## TO BE DONE
Drop the images; return everything else in the listing below exactly.

## SOURCE DATA
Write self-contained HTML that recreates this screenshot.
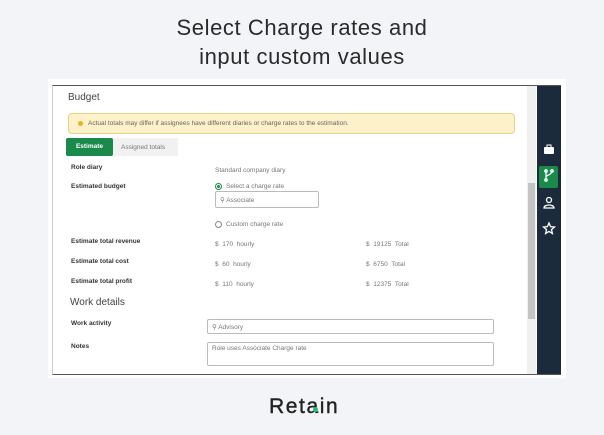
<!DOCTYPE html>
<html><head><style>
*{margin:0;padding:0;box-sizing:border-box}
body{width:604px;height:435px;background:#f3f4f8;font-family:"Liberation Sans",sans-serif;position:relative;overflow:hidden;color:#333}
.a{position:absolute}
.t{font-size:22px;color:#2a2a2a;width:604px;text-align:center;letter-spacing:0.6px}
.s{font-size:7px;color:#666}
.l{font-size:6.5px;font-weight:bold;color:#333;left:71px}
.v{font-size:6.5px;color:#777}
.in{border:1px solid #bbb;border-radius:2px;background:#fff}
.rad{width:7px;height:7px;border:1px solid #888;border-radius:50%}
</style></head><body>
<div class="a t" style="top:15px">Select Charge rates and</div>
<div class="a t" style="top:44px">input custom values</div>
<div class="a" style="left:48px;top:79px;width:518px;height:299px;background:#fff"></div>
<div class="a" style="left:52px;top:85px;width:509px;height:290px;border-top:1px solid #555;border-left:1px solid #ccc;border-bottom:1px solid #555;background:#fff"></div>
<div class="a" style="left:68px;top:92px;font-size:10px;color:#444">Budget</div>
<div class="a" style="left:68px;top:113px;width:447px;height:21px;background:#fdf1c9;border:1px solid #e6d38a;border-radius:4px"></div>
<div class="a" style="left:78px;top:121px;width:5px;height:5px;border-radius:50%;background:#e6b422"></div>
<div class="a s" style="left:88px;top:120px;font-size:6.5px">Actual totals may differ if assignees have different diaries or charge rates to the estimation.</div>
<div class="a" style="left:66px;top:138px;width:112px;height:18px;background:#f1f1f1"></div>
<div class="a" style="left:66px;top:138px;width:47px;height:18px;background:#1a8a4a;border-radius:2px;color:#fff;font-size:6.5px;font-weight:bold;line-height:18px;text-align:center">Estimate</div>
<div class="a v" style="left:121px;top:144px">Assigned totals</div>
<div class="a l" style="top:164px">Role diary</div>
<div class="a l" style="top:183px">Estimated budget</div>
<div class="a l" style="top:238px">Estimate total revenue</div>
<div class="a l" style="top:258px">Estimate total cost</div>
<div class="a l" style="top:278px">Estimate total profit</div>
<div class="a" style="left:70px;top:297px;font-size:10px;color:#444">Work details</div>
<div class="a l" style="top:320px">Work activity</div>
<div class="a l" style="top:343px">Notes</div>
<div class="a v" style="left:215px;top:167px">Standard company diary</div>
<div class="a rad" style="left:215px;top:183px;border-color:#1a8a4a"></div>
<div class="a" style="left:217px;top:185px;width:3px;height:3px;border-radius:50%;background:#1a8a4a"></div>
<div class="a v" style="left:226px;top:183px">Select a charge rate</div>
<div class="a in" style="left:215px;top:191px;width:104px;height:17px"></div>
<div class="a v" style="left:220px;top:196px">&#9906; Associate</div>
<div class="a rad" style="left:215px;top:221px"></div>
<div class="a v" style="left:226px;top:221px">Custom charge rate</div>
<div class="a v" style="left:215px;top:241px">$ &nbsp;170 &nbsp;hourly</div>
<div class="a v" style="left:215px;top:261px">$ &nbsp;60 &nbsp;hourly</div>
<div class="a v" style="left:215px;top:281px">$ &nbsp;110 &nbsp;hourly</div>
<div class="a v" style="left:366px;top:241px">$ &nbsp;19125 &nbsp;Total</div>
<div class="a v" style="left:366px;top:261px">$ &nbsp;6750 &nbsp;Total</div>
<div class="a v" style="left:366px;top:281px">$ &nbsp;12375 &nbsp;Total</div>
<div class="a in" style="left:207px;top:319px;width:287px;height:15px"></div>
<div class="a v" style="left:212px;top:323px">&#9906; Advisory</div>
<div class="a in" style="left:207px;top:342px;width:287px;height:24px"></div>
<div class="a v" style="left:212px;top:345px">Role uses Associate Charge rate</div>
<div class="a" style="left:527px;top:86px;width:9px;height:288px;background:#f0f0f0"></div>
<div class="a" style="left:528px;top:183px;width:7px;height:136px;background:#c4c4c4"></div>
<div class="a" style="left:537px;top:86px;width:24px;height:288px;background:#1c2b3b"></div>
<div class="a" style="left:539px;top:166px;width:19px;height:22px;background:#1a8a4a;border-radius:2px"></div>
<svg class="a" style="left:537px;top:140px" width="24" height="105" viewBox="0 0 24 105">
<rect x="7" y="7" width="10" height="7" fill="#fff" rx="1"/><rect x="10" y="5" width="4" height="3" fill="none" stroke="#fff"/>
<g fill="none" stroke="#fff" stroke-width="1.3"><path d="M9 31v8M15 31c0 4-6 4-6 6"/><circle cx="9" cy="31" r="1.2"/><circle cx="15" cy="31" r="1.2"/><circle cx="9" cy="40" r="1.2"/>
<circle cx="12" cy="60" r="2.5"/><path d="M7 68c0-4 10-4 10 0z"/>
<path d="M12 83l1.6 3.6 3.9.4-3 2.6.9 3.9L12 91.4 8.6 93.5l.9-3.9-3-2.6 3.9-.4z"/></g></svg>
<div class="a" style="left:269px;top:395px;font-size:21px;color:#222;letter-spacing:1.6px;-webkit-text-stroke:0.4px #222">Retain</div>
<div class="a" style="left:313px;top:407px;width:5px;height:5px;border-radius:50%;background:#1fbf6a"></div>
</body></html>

## COMPLETED TASK
Write self-contained HTML that recreates this screenshot.
<!DOCTYPE html>
<html><head><style>
*{margin:0;padding:0;box-sizing:border-box}
body{width:604px;height:435px;background:#f3f4f8;font-family:"Liberation Sans",sans-serif;position:relative;overflow:hidden;color:#333}
.a{position:absolute}
.t{font-size:22px;color:#2a2a2a;width:604px;text-align:center;letter-spacing:0.6px}
.s{font-size:7px;color:#666}
.l{font-size:6.5px;font-weight:bold;color:#333;left:71px}
.v{font-size:6.5px;color:#777}
.in{border:1px solid #bbb;border-radius:2px;background:#fff}
.rad{width:7px;height:7px;border:1px solid #888;border-radius:50%}
</style></head><body>
<div class="a t" style="top:15px">Select Charge rates and</div>
<div class="a t" style="top:44px">input custom values</div>
<div class="a" style="left:48px;top:79px;width:518px;height:299px;background:#fff"></div>
<div class="a" style="left:52px;top:85px;width:509px;height:290px;border-top:1px solid #555;border-left:1px solid #ccc;border-bottom:1px solid #555;background:#fff"></div>
<div class="a" style="left:68px;top:92px;font-size:10px;color:#444">Budget</div>
<div class="a" style="left:68px;top:113px;width:447px;height:21px;background:#fdf1c9;border:1px solid #e6d38a;border-radius:4px"></div>
<div class="a" style="left:78px;top:121px;width:5px;height:5px;border-radius:50%;background:#e6b422"></div>
<div class="a s" style="left:88px;top:120px;font-size:6.5px">Actual totals may differ if assignees have different diaries or charge rates to the estimation.</div>
<div class="a" style="left:66px;top:138px;width:112px;height:18px;background:#f1f1f1"></div>
<div class="a" style="left:66px;top:138px;width:47px;height:18px;background:#1a8a4a;border-radius:2px;color:#fff;font-size:6.5px;font-weight:bold;line-height:18px;text-align:center">Estimate</div>
<div class="a v" style="left:121px;top:144px">Assigned totals</div>
<div class="a l" style="top:164px">Role diary</div>
<div class="a l" style="top:183px">Estimated budget</div>
<div class="a l" style="top:238px">Estimate total revenue</div>
<div class="a l" style="top:258px">Estimate total cost</div>
<div class="a l" style="top:278px">Estimate total profit</div>
<div class="a" style="left:70px;top:297px;font-size:10px;color:#444">Work details</div>
<div class="a l" style="top:320px">Work activity</div>
<div class="a l" style="top:343px">Notes</div>
<div class="a v" style="left:215px;top:167px">Standard company diary</div>
<div class="a rad" style="left:215px;top:183px;border-color:#1a8a4a"></div>
<div class="a" style="left:217px;top:185px;width:3px;height:3px;border-radius:50%;background:#1a8a4a"></div>
<div class="a v" style="left:226px;top:183px">Select a charge rate</div>
<div class="a in" style="left:215px;top:191px;width:104px;height:17px"></div>
<div class="a v" style="left:220px;top:196px">&#9906; Associate</div>
<div class="a rad" style="left:215px;top:221px"></div>
<div class="a v" style="left:226px;top:221px">Custom charge rate</div>
<div class="a v" style="left:215px;top:241px">$ &nbsp;170 &nbsp;hourly</div>
<div class="a v" style="left:215px;top:261px">$ &nbsp;60 &nbsp;hourly</div>
<div class="a v" style="left:215px;top:281px">$ &nbsp;110 &nbsp;hourly</div>
<div class="a v" style="left:366px;top:241px">$ &nbsp;19125 &nbsp;Total</div>
<div class="a v" style="left:366px;top:261px">$ &nbsp;6750 &nbsp;Total</div>
<div class="a v" style="left:366px;top:281px">$ &nbsp;12375 &nbsp;Total</div>
<div class="a in" style="left:207px;top:319px;width:287px;height:15px"></div>
<div class="a v" style="left:212px;top:323px">&#9906; Advisory</div>
<div class="a in" style="left:207px;top:342px;width:287px;height:24px"></div>
<div class="a v" style="left:212px;top:345px">Role uses Associate Charge rate</div>
<div class="a" style="left:527px;top:86px;width:9px;height:288px;background:#f0f0f0"></div>
<div class="a" style="left:528px;top:183px;width:7px;height:136px;background:#c4c4c4"></div>
<div class="a" style="left:537px;top:86px;width:24px;height:288px;background:#1c2b3b"></div>
<div class="a" style="left:539px;top:166px;width:19px;height:22px;background:#1a8a4a;border-radius:2px"></div>
<svg class="a" style="left:537px;top:140px" width="24" height="105" viewBox="0 0 24 105">
<rect x="7" y="7" width="10" height="7" fill="#fff" rx="1"/><rect x="10" y="5" width="4" height="3" fill="none" stroke="#fff"/>
<g fill="none" stroke="#fff" stroke-width="1.3"><path d="M9 31v8M15 31c0 4-6 4-6 6"/><circle cx="9" cy="31" r="1.2"/><circle cx="15" cy="31" r="1.2"/><circle cx="9" cy="40" r="1.2"/>
<circle cx="12" cy="60" r="2.5"/><path d="M7 68c0-4 10-4 10 0z"/>
<path d="M12 83l1.6 3.6 3.9.4-3 2.6.9 3.9L12 91.4 8.6 93.5l.9-3.9-3-2.6 3.9-.4z"/></g></svg>
<div class="a" style="left:269px;top:395px;font-size:21px;color:#222;letter-spacing:1.6px;-webkit-text-stroke:0.4px #222">Retain</div>
<div class="a" style="left:313px;top:407px;width:5px;height:5px;border-radius:50%;background:#1fbf6a"></div>
</body></html>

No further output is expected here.